As old ghosts come out of the woodwork of Elizabeth and Andrew's past, issues in their current life that they had been avoiding come to light. While Zoe and Jane seem to be in a rut, they're reminded that when life throws you a curveball, the person you turn to is normally the person you'll always want to turn to. The characters are easy to fall in love with. Just as you're rooting for them to figure their shit out, you're falling in love with summertime and the magical world it creates for this one special emotion to bubble up and put everyone under its spell.

Straub reminds her readers that long loves, the ones that really matter, are imperfect, but that doesn't mean they have to be broken.

There's something about this season that makes everything seem like it's going to work out, even when it's all falling apart. Straub captures the limbo that summer creates in her book. For her characters, they're suspended in time. As the adults search for their youth and the lost magic from the beginning of romances that led to marriages, the younger characters embody those moments that their parents are longing for. All of the characters seem stuck. Stuck in heat, in between their problems, in between movement forward or backward. But that's what summer is for: sitting back and being stuck, while trying to figure stuff out.
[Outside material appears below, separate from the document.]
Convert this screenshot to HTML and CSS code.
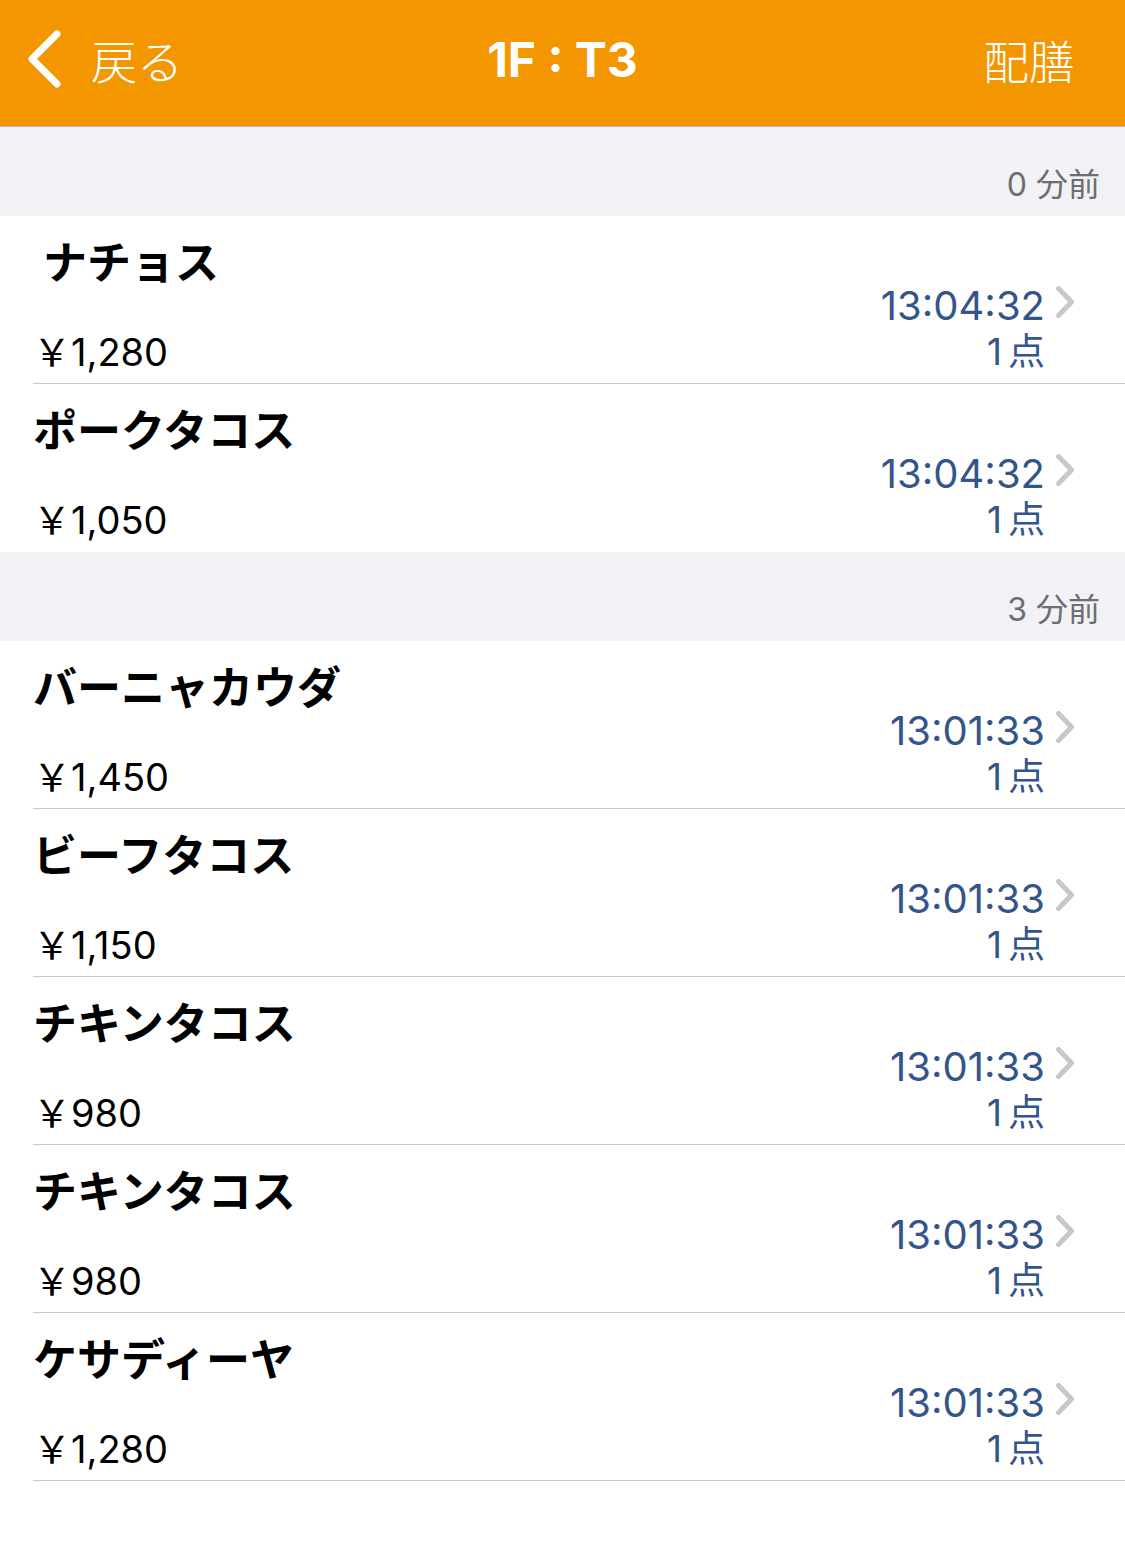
FILE: index.html
```html
<!DOCTYPE html>
<html lang="ja">
<head>
  <meta charset="UTF-8">
  <meta name="viewport" content="width=device-width,initial-scale=1">
  <title>1F : T3</title>
  <link rel="stylesheet" href="styles.css">
</head>
<body>
  <div class="nav-bar">
    <div class="nav-back">
      <svg class="back-icon" viewBox="0 0 40 60">
        <polyline points="32,5 7,30 32,55" fill="none" stroke="#fff" stroke-width="7" stroke-linecap="round" stroke-linejoin="round"/>
      </svg>
      <span>戻る</span>
    </div>
    <div class="nav-title">1F : T3</div>
    <div class="nav-action">配膳</div>
  </div>

  <div class="section-head">0 分前</div>
  <div class="order">
    <div class="order-cell">
      <div class="order-left">
        <div class="order-name">&nbsp;ナチョス</div>
        <div class="order-price">￥1,280</div>
      </div>
      <div class="order-right">
        <div class="order-time">13:04:32</div>
        <div class="order-qty">1<span class="qty-unit">点</span></div>
      </div>
      <svg class="chev" viewBox="0 0 20 34"><polyline points="3.5,3.5 16.5,17 3.5,30.5" fill="none" stroke="#c7c7cc" stroke-width="5" stroke-linecap="round" stroke-linejoin="round"/></svg>
    </div>
  </div>
  <div class="order last">
    <div class="order-cell">
      <div class="order-left">
        <div class="order-name">ポークタコス</div>
        <div class="order-price">￥1,050</div>
      </div>
      <div class="order-right">
        <div class="order-time">13:04:32</div>
        <div class="order-qty">1<span class="qty-unit">点</span></div>
      </div>
      <svg class="chev" viewBox="0 0 20 34"><polyline points="3.5,3.5 16.5,17 3.5,30.5" fill="none" stroke="#c7c7cc" stroke-width="5" stroke-linecap="round" stroke-linejoin="round"/></svg>
    </div>
  </div>

  <div class="section-head">3 分前</div>
  <div class="order">
    <div class="order-cell">
      <div class="order-left">
        <div class="order-name">バーニャカウダ</div>
        <div class="order-price">￥1,450</div>
      </div>
      <div class="order-right">
        <div class="order-time">13:01:33</div>
        <div class="order-qty">1<span class="qty-unit">点</span></div>
      </div>
      <svg class="chev" viewBox="0 0 20 34"><polyline points="3.5,3.5 16.5,17 3.5,30.5" fill="none" stroke="#c7c7cc" stroke-width="5" stroke-linecap="round" stroke-linejoin="round"/></svg>
    </div>
  </div>
  <div class="order">
    <div class="order-cell">
      <div class="order-left">
        <div class="order-name">ビーフタコス</div>
        <div class="order-price">￥1,150</div>
      </div>
      <div class="order-right">
        <div class="order-time">13:01:33</div>
        <div class="order-qty">1<span class="qty-unit">点</span></div>
      </div>
      <svg class="chev" viewBox="0 0 20 34"><polyline points="3.5,3.5 16.5,17 3.5,30.5" fill="none" stroke="#c7c7cc" stroke-width="5" stroke-linecap="round" stroke-linejoin="round"/></svg>
    </div>
  </div>
  <div class="order">
    <div class="order-cell">
      <div class="order-left">
        <div class="order-name">チキンタコス</div>
        <div class="order-price">￥980</div>
      </div>
      <div class="order-right">
        <div class="order-time">13:01:33</div>
        <div class="order-qty">1<span class="qty-unit">点</span></div>
      </div>
      <svg class="chev" viewBox="0 0 20 34"><polyline points="3.5,3.5 16.5,17 3.5,30.5" fill="none" stroke="#c7c7cc" stroke-width="5" stroke-linecap="round" stroke-linejoin="round"/></svg>
    </div>
  </div>
  <div class="order">
    <div class="order-cell">
      <div class="order-left">
        <div class="order-name">チキンタコス</div>
        <div class="order-price">￥980</div>
      </div>
      <div class="order-right">
        <div class="order-time">13:01:33</div>
        <div class="order-qty">1<span class="qty-unit">点</span></div>
      </div>
      <svg class="chev" viewBox="0 0 20 34"><polyline points="3.5,3.5 16.5,17 3.5,30.5" fill="none" stroke="#c7c7cc" stroke-width="5" stroke-linecap="round" stroke-linejoin="round"/></svg>
    </div>
  </div>
  <div class="order">
    <div class="order-cell">
      <div class="order-left">
        <div class="order-name">ケサディーヤ</div>
        <div class="order-price">￥1,280</div>
      </div>
      <div class="order-right">
        <div class="order-time">13:01:33</div>
        <div class="order-qty">1<span class="qty-unit">点</span></div>
      </div>
      <svg class="chev" viewBox="0 0 20 34"><polyline points="3.5,3.5 16.5,17 3.5,30.5" fill="none" stroke="#c7c7cc" stroke-width="5" stroke-linecap="round" stroke-linejoin="round"/></svg>
    </div>
  </div>
</body>
</html>
```

FILE: styles.css
```css
html, body {margin: 0; padding: 0; background: #fff; font-family: Inter, "Noto Sans CJK JP", sans-serif; color: #000;}

/* ナビゲーションバー */
.nav-bar {height: 127px; background: #f49600; border-bottom: 1px solid #b3b3bb; display: flex; align-items: center; justify-content: space-between; color: #fff; padding: 0 50px 8px 25px; box-sizing: border-box; position: relative;}
.nav-back {display: flex; align-items: center; gap: 26px; font-size: 46px; font-family: "Noto Sans CJK JP", sans-serif; font-weight: 300;}
.back-icon {width: 40px; height: 60px; display: block;}
.nav-title {position: absolute; left: 0; right: 0; top: 0; bottom: 8px; display: flex; align-items: center; justify-content: center; font-size: 48px; font-weight: 700; pointer-events: none;}
.nav-action {font-size: 46px; font-family: "Noto Sans CJK JP", sans-serif; font-weight: 300;}

/* セクション見出し */
.section-head {height: 89px; background: #f1f1f6; display: flex; align-items: flex-end; justify-content: flex-end; padding-right: 25px; box-sizing: border-box; font-size: 32px; line-height: 62px; color: #6d6d72;}

/* 注文行 */
.order {padding-left: 33px;}
.order-cell {height: 167px; border-bottom: 1px solid #c8c7cc; display: flex; padding-right: 50px;}
.order.last .order-cell {border-bottom-color: #fff;}
.order-left {flex: 1; display: flex; flex-direction: column; justify-content: space-between; padding: 20px 0 9px;}
.order-name {font-size: 44px; line-height: 48px; font-weight: 700; font-family: "Noto Sans CJK JP", sans-serif;}
.order-price {font-size: 38px; line-height: 44px;}
.order-right {display: flex; flex-direction: column; justify-content: flex-end; align-items: flex-end; padding-bottom: 8px; margin-right: 10px; color: #34558b;}
.order-time {font-size: 40px; line-height: 46px;}
.order-qty {font-size: 37px; line-height: 46px;}
.qty-unit {margin-left: 6px;}
.chev {width: 20px; height: 34px; margin-top: 69px; flex: none;}
```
Straub reminds her readers that long loves, the ones that really matter, are imperfect, but that doesn't mean they have to be broken. She also reinforces the reality that temporary love — youthful love — is sometimes the most beautiful kind.

If you're looking for something to keep you company on your beach vacation, this book is the definition of a summer read. It is a quintessential guilty pleasure without being cheesy, complete with predictable drama and a tidy conclusion. It doesn't paint a rosy, dreamy picture of summer love, but it does reminds one of the good and bad of falling into it, at any age.